Make sure you fill in any place that says `YOUR CODE HERE` or "YOUR ANSWER HERE".

# Week3 Assignment - Data retrieval and dataset preprocessing.

For this assignment, you will need the iris flowers dataset available on the course website, under Week3 files. This is a dataset of 150 observations of flowers, with petal lengths and widths, and sepal lengths and widths.

The basic goal of this assignment is to preprocess the iris dataset in preparation for a machine-learning algorithm.

In the first component, you will load the dataset into a Pandas dataframe.

In the second component, you will impute missing values in one of the columns. In this case, you will assign the average value in the column to the missing data points.
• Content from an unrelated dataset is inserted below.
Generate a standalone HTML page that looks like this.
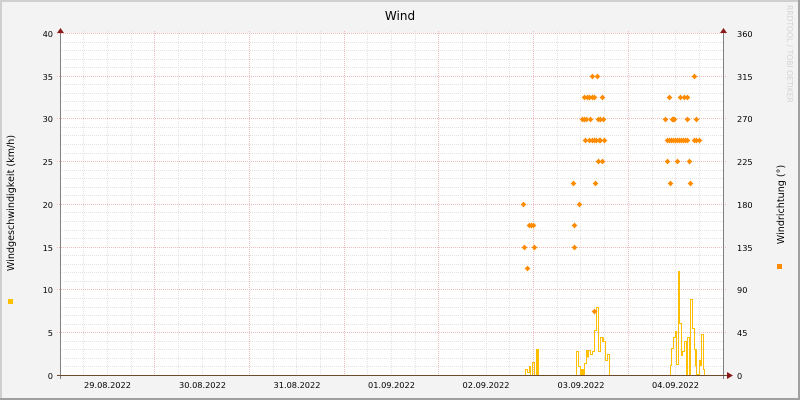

In the third component, you will create two new columns that will approximate the sepal and petal sizes: One will equal the petal length multiplied by the petal width, and the other will equal the sepal length multiplied by the sepal width.

In the fourth component, you will normalize the sepal and petal sizes.

In the fifth component, you will add a column with a boolean value representing whether a flower belongs to the setosa species.

All the exercises are designed so that the solutions will need only one or a few lines of code.

Do not hesitate to contact instuctors and TA via #week3 channel on Slack if you get stuck. Join the channel first by clicking on Channels.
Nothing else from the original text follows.